A good, low-effort way to set up workers is to write a script that runs in a crontab. It’s perfectly safe (and encouraged) to run several workers concurrently; doloop.get() will lock the IDs it grabs so that other workers don’t try to update the same things.

You should make sure that your update logic can be safely called twice concurrently for the same ID. In fact, it’s totally cool for code that has never called doloop.get() to update arbitrary things and then call did() on their IDs to let the workers know. It’s also a good idea for your update code to gracefully handle nonexistent IDs.

How many workers you want and when they run is up to you. If there turn out not to be enough workers, things will simply be updated less often than you’d like. You can set a limit on how frequently the same ID will be updated using the min_loop_time argument to get(); by default, this is one hour.

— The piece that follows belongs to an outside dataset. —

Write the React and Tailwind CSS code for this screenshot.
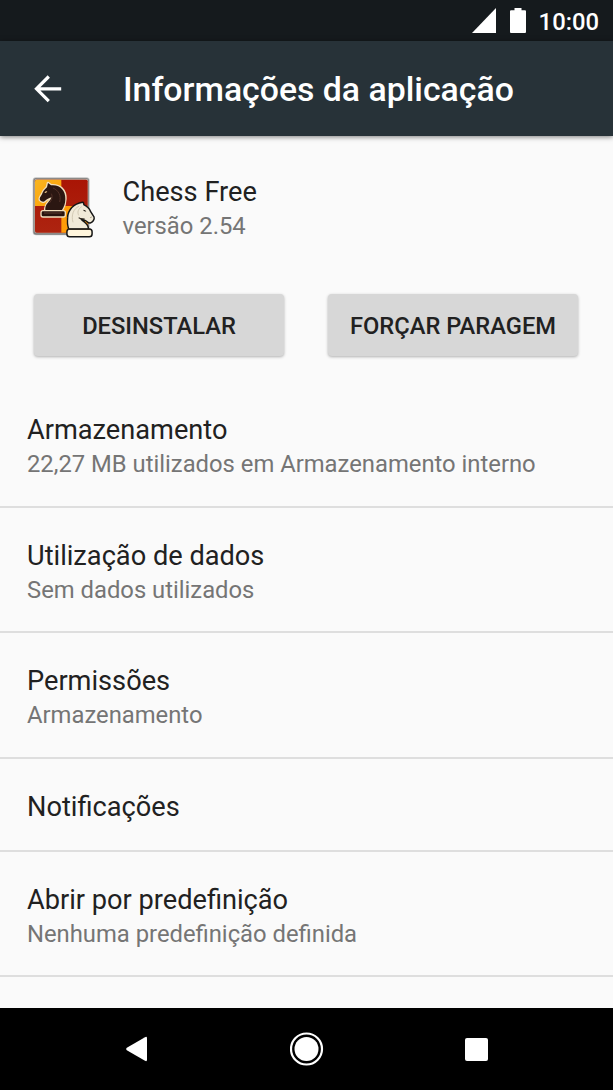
import clsx from "clsx";

const OPCOES = [
  { titulo: "Armazenamento", resumo: "22,27 MB utilizados em Armazenamento interno" },
  { titulo: "Utilização de dados", resumo: "Sem dados utilizados" },
  { titulo: "Permissões", resumo: "Armazenamento" },
  { titulo: "Notificações" },
  { titulo: "Abrir por predefinição", resumo: "Nenhuma predefinição definida" },
];

function StatusBar() {
  return (
    <div className="flex h-[41px] shrink-0 items-center justify-end bg-[#151a1d] pr-[14px] text-white">
      <svg width="24" height="25" viewBox="0 0 24 25" fill="currentColor">
        <path d="M24 0v25H0z" />
      </svg>
      <svg className="ml-[14px]" width="16" height="25" viewBox="0 0 16 25" fill="currentColor">
        <path d="M4.500 0h7v2.200h3.500q1 0 1 1V24q0 1-1 1H1q-1 0-1-1V3.200q0-1 1-1h3.500z" />
      </svg>
      <span className="ml-[13px] pt-[4px] text-[23.8px] leading-none font-medium">10:00</span>
    </div>
  );
}

function AppBar() {
  return (
    <header className="z-10 flex h-[95px] shrink-0 items-center bg-[#273238] pl-[34px] text-white shadow-[0_1px_5px_rgba(0,0,0,0.5)]">
      <button aria-label="Voltar">
        <svg width="28" height="28" viewBox="0 0 28 28" fill="none" stroke="currentColor" strokeWidth="3.2">
          <path d="M14.800 1.500 2.500 13.800 14.800 26.100M2.500 13.800H27.200" />
        </svg>
      </button>
      <h1 className="ml-[61px] pt-[3px] text-[33.8px] leading-none font-medium">Informações da aplicação</h1>
    </header>
  );
}

function ChessIcon() {
  return (
    <svg width="66" height="64" viewBox="36 33 198 192">
      <defs>
        <linearGradient id="red" x1="0" y1="0" x2="0" y2="1">
          <stop offset="0" stopColor="#a91505" />
          <stop offset="1" stopColor="#ad2410" />
        </linearGradient>
        <linearGradient id="gold" x1="0" y1="0" x2="1" y2="1">
          <stop offset="0" stopColor="#f8b522" />
          <stop offset="1" stopColor="#ff9d00" />
        </linearGradient>
      </defs>
      <rect x="38" y="37" width="171" height="174" rx="10" fill="#000" opacity="0.22" />
      <rect x="40" y="39" width="167" height="170" rx="9" fill="#000" opacity="0.35" />
      <rect x="43" y="41" width="162" height="164" rx="7" fill="#b9aaa0" />
      <rect x="45" y="44" width="158" height="159" rx="5" fill="url(#red)" />
      <path d="M50 44h74v79H45V49q0-5 5-5z" fill="url(#gold)" />
      <path d="M124 123h79v80h-79z" fill="#ff9c08" />

      <g stroke="#f1dfbd" strokeWidth="8" strokeLinejoin="round" paintOrder="stroke">
        <path
          fill="#2b1712"
          d="M84 54l9 7c27-3 44 15 43 41 0 14-4 23-10 33H76c-1-13 6-20 14-29l5-9c-7 2-13 4-18 9-4 6-12 5-17-1-3-5 2-10 6-17 3-9 7-14 15-21z"
        />
        <rect x="65" y="139" width="69" height="15" rx="4" fill="#29140f" />
      </g>
      <path d="M73 83l5-5 4 2-5 4z" fill="#e8c48a" />
      <path d="M99 69c17 7 25 23 20 42M94 86c5 10 1 20-6 28" fill="none" stroke="#59362c" strokeWidth="2.500" />
      <path d="M72 144h53" stroke="#76513f" strokeWidth="2" />

      <g stroke="#161616" strokeWidth="9" strokeLinejoin="round" paintOrder="stroke">
        <path
          fill="#f1ead8"
          d="M188 114l2 7c9 4 17 11 20 20l10 16c2 6-4 13-10 15-6 0-8-6-14-8-6-1-12-1-16-4 3 11 23 15 23 31h-55c-4-12-4-22-3-33 1-22 17-40 43-44z"
        />
        <rect x="143" y="194" width="71" height="19" rx="6" fill="#fff5dc" />
      </g>
      <path d="M177 124c-17 7-24 27-18 48M185 125c-12 8-13 17-9 26" fill="none" stroke="#d3cab4" strokeWidth="3" />
      <path d="M176 158c4 4 11 3 18 4" fill="none" stroke="#302920" strokeWidth="3.500" />
      <path d="M190 134q7 0 9 6l-8-2z" fill="#29231b" />
      <path d="M211 158l4-2" stroke="#5b5142" strokeWidth="2" />
      <path d="M144 193h67" stroke="#302920" strokeWidth="4" />
    </svg>
  );
}

function AcaoButton({ children }) {
  return (
    <button className="h-[62px] rounded-[4px] bg-[#d7d7d7] pt-[3px] text-[23.7px] font-medium text-[#212121] shadow-[0_1px_3px_rgba(0,0,0,0.3)]">
      {children}
    </button>
  );
}

function OpcaoItem({ titulo, resumo }) {
  return (
    <li
      className={clsx(
        "flex flex-col justify-center border-b-2 border-[#dedede] pt-[5px] pl-[27px]",
        resumo ? "h-[125.5px]" : "h-[93px]"
      )}
    >
      <span className="text-[27.2px] leading-[36px] text-[#212121]">{titulo}</span>
      {resumo && <span className="text-[23.8px] leading-[33px] text-[#757575]">{resumo}</span>}
    </li>
  );
}

function NavBar() {
  return (
    <nav className="flex h-[82px] shrink-0 items-center justify-between bg-black pr-[125px] pl-[125px] text-white">
      <svg width="23" height="26" viewBox="0 0 23 26" fill="currentColor">
        <path d="M20 1.200 1.800 11.800q-1.500 1.200 0 2.400L20 24.800q2 1 2-1V2.200q0-2-2-1z" />
      </svg>
      <svg width="34" height="34" viewBox="0 0 34 34">
        <circle cx="16.500" cy="17" r="15.500" fill="none" stroke="currentColor" strokeWidth="2.200" />
        <circle cx="16.500" cy="17" r="12" fill="currentColor" />
      </svg>
      <div className="h-[23px] w-[23px] rounded-[2px] bg-white" />
    </nav>
  );
}

export default function App() {
  return (
    <div className="flex h-[1090px] w-[613px] flex-col overflow-hidden bg-[#fafafa] font-[Roboto,sans-serif]">
      <StatusBar />
      <AppBar />
      <main className="min-h-0 flex-1 overflow-hidden">
        <section className="flex h-[107px] pt-[38px] pl-[32px]">
          <div className="pt-[2px]">
            <ChessIcon />
          </div>
          <div className="ml-[24.500px] flex flex-col">
            <span className="text-[27.2px] leading-[36px] text-[#212121]">Chess Free</span>
            <span className="text-[23.8px] leading-[33px] text-[#757575]">versão 2.54</span>
          </div>
        </section>
        <div className="mt-[51px] grid grid-cols-2 gap-[44px] pr-[35px] pl-[34px]">
          <AcaoButton>DESINSTALAR</AcaoButton>
          <AcaoButton>FORÇAR PARAGEM</AcaoButton>
        </div>
        <ul className="mt-[26.400px]">
          {OPCOES.map((o) => (
            <OpcaoItem key={o.titulo} {...o} />
          ))}
        </ul>
      </main>
      <NavBar />
    </div>
  );
}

Also, don’t worry too much about your workers crashing. By default, IDs are locked for an hour (also configurable, with the lock_for argument to get()), so they’ll eventually get unlocked and fetched by another worker. Conversely, if there is a problem ID that always causes a crash, that problem ID won’t bother your workers for another hour.

You can also explicitly unlock IDs, without marking them as updated, using doloop.unlock().

1.4. Prioritization

So, this is a great system for making sure every user gets updated eventually, but some users are more active than others. You can use doloop.bump() to prioritize certain ID(s):

def user_do_something_noteworthy(user_id):
    ... # your logic for the user doing something noteworthy

    doloop.bump(dbconn, 'user_loop', user_id)

doloop has an elegant (or depending how you look at it, too-magical) rule that IDs which are locked get highest priority once the lock expires. By default, bump() sets the lock to expire immediately, so we get priority without any waiting.

However, in real life, users are likely to do several noteworthy things in one session (well, depending on your users). You can avoid updating the same user several times by setting lock_for. For example, the first time a user does something noteworthy, this code will keep them locked for an hour, after which they’ll be prioritized:

def user_do_something_noteworthy(user_id):
    ...

    doloop.bump(dbconn, 'user_loop', user_id, lock_for=60*60)

If a particularly special user did noteworthy things continuously, they’d still get updated more or less hourly; you can’t repeatedly bump() things into the future.

If for some reason you forgot to add a user, bump() will automatically add them before bumping them (as will did() and unlock()). An alternate way to use doloop is to bump() every time something changes, secure in the knowledge that if you forgot to add a call to bump() somewhere, things will still get updated eventually.

Also, due to doloop‘s elegant/too-magical semantics, you can give ID(s) super-high priority by setting lock_for to a negative number. At a certain point, though, you should just do the update immediately and call did().

1.5. Auditing

If you want to check on a particular ID or set of IDs, for example to see how long it’s gone without being updated, you can use doloop.check().

To check on the status of the task loop as a whole, use doloop.stats(). Among other things, this can tell you how many IDs have gone more than a day/week without being updated.